Zacken essentially did this all in one go, but I freely admit to generally sucking at integration and so I just looked for step-by-step ways of trying to move towards something I could integrate.

Original post by Mad Sentinel

After the sub, 1/r - 1/R becomes

\frac{1}{uR} - \frac{1}{R} = \frac{1}{R} \left(\frac{1}{u} - 1 \right)

and then since R is constant you can take it out of the integral.

Reply 11

Mad Sentinel

Original post by DFranklin

I'm kind of surprised given what I posted that you can't see it's a series of logical steps.
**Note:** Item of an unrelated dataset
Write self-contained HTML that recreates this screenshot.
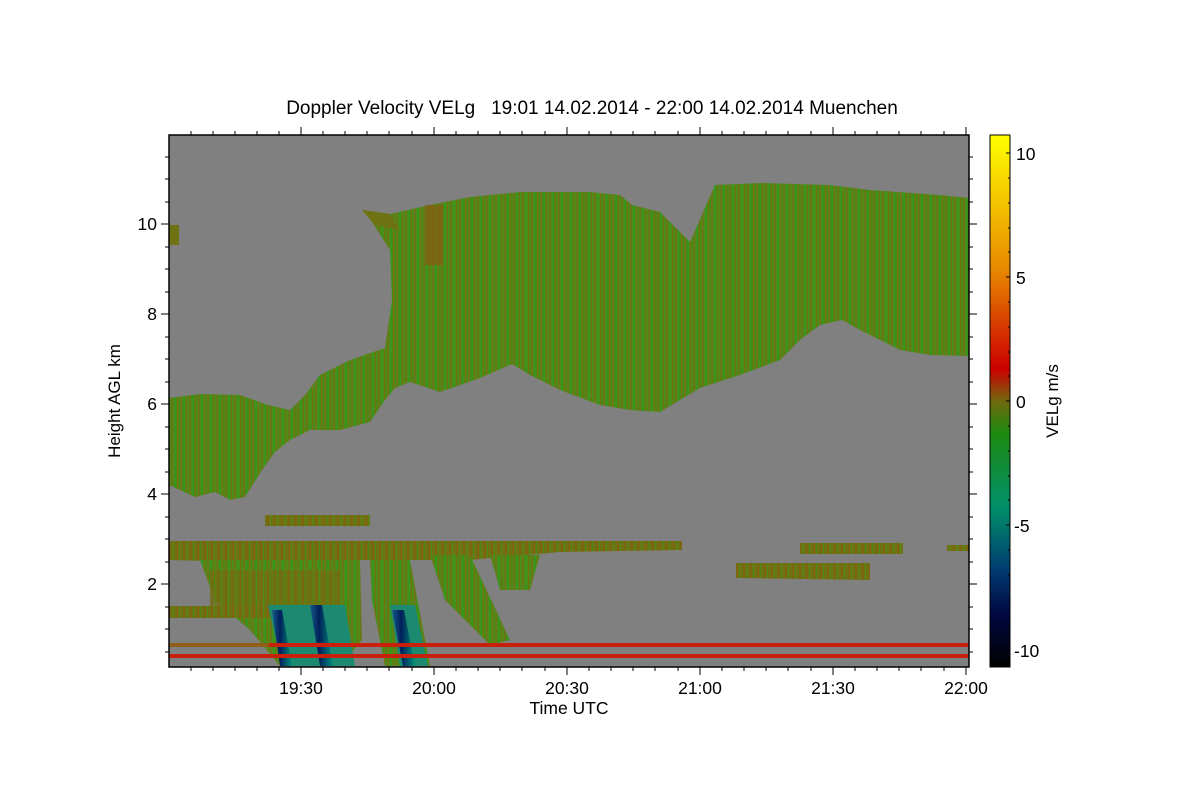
<!DOCTYPE html>
<html><head><style>
body{margin:0;background:#fff;}
svg{display:block;font-family:"Liberation Sans",sans-serif;}
</style></head><body>
<svg width="1200" height="800" viewBox="0 0 1200 800" xmlns="http://www.w3.org/2000/svg">
<defs>
<pattern id="st" width="9" height="40" patternUnits="userSpaceOnUse">
<rect width="9" height="40" fill="#4f8a16"/>
<rect x="0" width="2" height="40" fill="#66781a"/>
<rect x="3" width="2" height="40" fill="#3a951e"/>
<rect x="6" width="1" height="40" fill="#727010"/>
</pattern>
<pattern id="br" width="7" height="30" patternUnits="userSpaceOnUse">
<rect width="7" height="30" fill="#6f7210"/>
<rect x="1" width="2" height="30" fill="#7d6412"/>
<rect x="4" width="1" height="30" fill="#4f8a18"/>
</pattern>
<linearGradient id="cb" x1="0" y1="0" x2="0" y2="1">
<stop offset="0" stop-color="#ffff00"/>
<stop offset="0.25" stop-color="#e88a00"/>
<stop offset="0.44" stop-color="#cc0000"/>
<stop offset="0.5" stop-color="#70680e"/>
<stop offset="0.56" stop-color="#1e8a10"/>
<stop offset="0.7" stop-color="#00906a"/>
<stop offset="0.82" stop-color="#003a70"/>
<stop offset="0.9" stop-color="#000840"/>
<stop offset="1" stop-color="#000000"/>
</linearGradient>
<linearGradient id="bl" x1="0" y1="0" x2="1" y2="0">
<stop offset="0" stop-color="#1a5a8a"/>
<stop offset="0.4" stop-color="#00205a"/>
<stop offset="1" stop-color="#00907a"/>
</linearGradient>
</defs>
<text x="592" y="114" font-size="19" text-anchor="middle" style="white-space:pre" xml:space="preserve">Doppler Velocity VELg   19:01 14.02.2014 - 22:00 14.02.2014 Muenchen</text>
<rect x="169" y="135" width="800" height="532" fill="#808080"/>
<path fill="url(#st)" d="M362,210 L390,214 L430,205 L470,197 L520,192 L590,192 L620,195 L632,205 L660,212 L690,242 L715,185 L760,183 L830,185 L870,190 L940,195 L969,198 L969,356 L930,355 L900,350 L860,330 L842,320 L820,325 L800,340 L780,360 L740,375 L700,388 L660,412 L630,410 L600,405 L560,390 L530,375 L512,364 L480,378 L440,392 L410,382 L395,388 L385,400 L370,422 L340,430 L310,430 L290,440 L275,452 L262,470 L245,497 L230,500 L215,492 L195,497 L169,485 L169,398 L200,394 L240,395 L268,405 L290,410 L305,395 L320,375 L350,360 L385,348 L392,300 L390,250 L372,222 Z"/>
<rect x="425" y="205" width="18" height="60" fill="#8a5a14" opacity="0.7"/>
<path fill="#6e7212" d="M362,210 L390,214 L400,230 L375,225 Z"/>
<rect x="169" y="225" width="10" height="20" fill="#6e7212"/>
<rect x="265" y="515" width="105" height="11" fill="url(#br)"/>
<path fill="url(#br)" d="M169,541 L682,541 L682,550 L560,552 L470,560 L360,560 L250,562 L169,560 Z"/>
<path fill="url(#st)" d="M200,560 L360,560 L362,640 L340,666 L280,666 L250,630 L215,600 Z"/>
<rect x="210" y="570" width="130" height="45" fill="url(#br)" opacity="0.8"/>
<rect x="169" y="606" width="100" height="12" fill="url(#br)"/>
<path fill="url(#st)" d="M370,560 L410,560 L430,666 L385,666 L372,600 Z"/>
<path fill="url(#st)" d="M430,555 L470,555 L510,640 L490,645 L445,600 Z"/>
<path fill="url(#st)" d="M490,555 L540,555 L530,590 L500,590 Z"/>
<path fill="#1c8a70" d="M268,605 L345,605 L355,666 L282,666 Z"/>
<path fill="url(#bl)" d="M272,610 L282,610 L292,666 L280,666 Z"/>
<path fill="url(#bl)" d="M310,605 L322,605 L333,666 L320,666 Z"/>
<path fill="#1c8a70" d="M390,605 L415,605 L428,666 L400,666 Z"/>
<path fill="url(#bl)" d="M392,610 L404,610 L415,666 L403,666 Z"/>
<path fill="url(#br)" d="M736,563 L870,563 L870,580 L736,578 Z"/>
<rect x="800" y="543" width="103" height="11" fill="url(#br)"/>
<rect x="947" y="545" width="22" height="6" fill="url(#br)"/>
<rect x="169" y="643" width="800" height="4" fill="#c8200a"/>
<rect x="169" y="654" width="800" height="4" fill="#c8200a"/>
<rect x="169" y="643" width="100" height="4" fill="#6a8a20" opacity="0.6"/>
<rect x="169" y="135" width="800" height="532" fill="none" stroke="#000" stroke-width="1.5"/>
<g stroke="#000" stroke-width="1">
<path d="M301,667v8M434,667v8M567,667v8M700,667v8M833,667v8M966,667v8M301,135v-8M434,135v-8M567,135v-8M700,135v-8M833,135v-8M966,135v-8"/>
<path d="M169,224h-8M169,314h-8M169,404h-8M169,494h-8M169,584h-8M969,224h8M969,314h8M969,404h8M969,494h8M969,584h8"/>
<path d="M191,667v4M213,667v4M235,667v4M257,667v4M279,667v4M323,667v4M345,667v4M367,667v4M389,667v4M412,667v4M456,667v4M478,667v4M500,667v4M522,667v4M545,667v4M589,667v4M611,667v4M633,667v4M655,667v4M678,667v4M722,667v4M744,667v4M766,667v4M788,667v4M811,667v4M855,667v4M877,667v4M899,667v4M921,667v4M944,667v4"/>
<path d="M191,135v-4M213,135v-4M235,135v-4M257,135v-4M279,135v-4M323,135v-4M345,135v-4M367,135v-4M389,135v-4M412,135v-4M456,135v-4M478,135v-4M500,135v-4M522,135v-4M545,135v-4M589,135v-4M611,135v-4M633,135v-4M655,135v-4M678,135v-4M722,135v-4M744,135v-4M766,135v-4M788,135v-4M811,135v-4M855,135v-4M877,135v-4M899,135v-4M921,135v-4M944,135v-4"/>
<path d="M169,157h-4M169,179h-4M169,202h-4M169,247h-4M169,269h-4M169,292h-4M169,337h-4M169,359h-4M169,382h-4M169,427h-4M169,449h-4M169,472h-4M169,517h-4M169,539h-4M169,562h-4M169,607h-4M169,629h-4M169,652h-4"/>
<path d="M969,157h4M969,179h4M969,202h4M969,247h4M969,269h4M969,292h4M969,337h4M969,359h4M969,382h4M969,427h4M969,449h4M969,472h4M969,517h4M969,539h4M969,562h4M969,607h4M969,629h4M969,652h4"/>
</g>
<g font-size="17.5" text-anchor="end">
<text x="157" y="230">10</text><text x="157" y="320">8</text><text x="157" y="410">6</text><text x="157" y="500">4</text><text x="157" y="590">2</text>
</g>
<g font-size="17.5" text-anchor="middle">
<text x="301" y="694">19:30</text><text x="434" y="694">20:00</text><text x="567" y="694">20:30</text><text x="700" y="694">21:00</text><text x="833" y="694">21:30</text><text x="966" y="694">22:00</text>
<text x="569" y="714">Time UTC</text>
</g>
<text transform="translate(120,401) rotate(-90)" font-size="17" text-anchor="middle">Height AGL km</text>
<rect x="990" y="135" width="20" height="532" fill="url(#cb)" stroke="#000" stroke-width="1"/>
<g stroke="#000"><path d="M1010,153h-4M1010,277h-4M1010,401h-4M1010,525h-4M1010,650h-4M1010,178h-2M1010,203h-2M1010,228h-2M1010,252h-2M1010,302h-2M1010,327h-2M1010,352h-2M1010,376h-2M1010,426h-2M1010,451h-2M1010,476h-2M1010,500h-2M1010,550h-2M1010,575h-2M1010,600h-2M1010,625h-2"/></g>
<g font-size="17.5">
<text x="1016" y="160">10</text><text x="1016" y="284">5</text><text x="1016" y="408">0</text><text x="1014" y="532">-5</text><text x="1014" y="657">-10</text>
</g>
<text transform="translate(1058,401) rotate(-90)" font-size="17" text-anchor="middle">VELg m/s</text>
</svg>
</body></html>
No need for insults buddy!

Anyway, I worked it all through with the substitution that you guys suggested and managed to get the right answer. I haven't done this stuff for a few years so as I said, I'm very rusty.

Reply 12

DFranklin

Original post by Mad Sentinel

No need for insults buddy!I made no insult.

But to my mind, if I suggest 3 successive substitutions and give reasons for what I expect to accomplish by each of the first two, it should be fairly obvious that there is a logical process going on.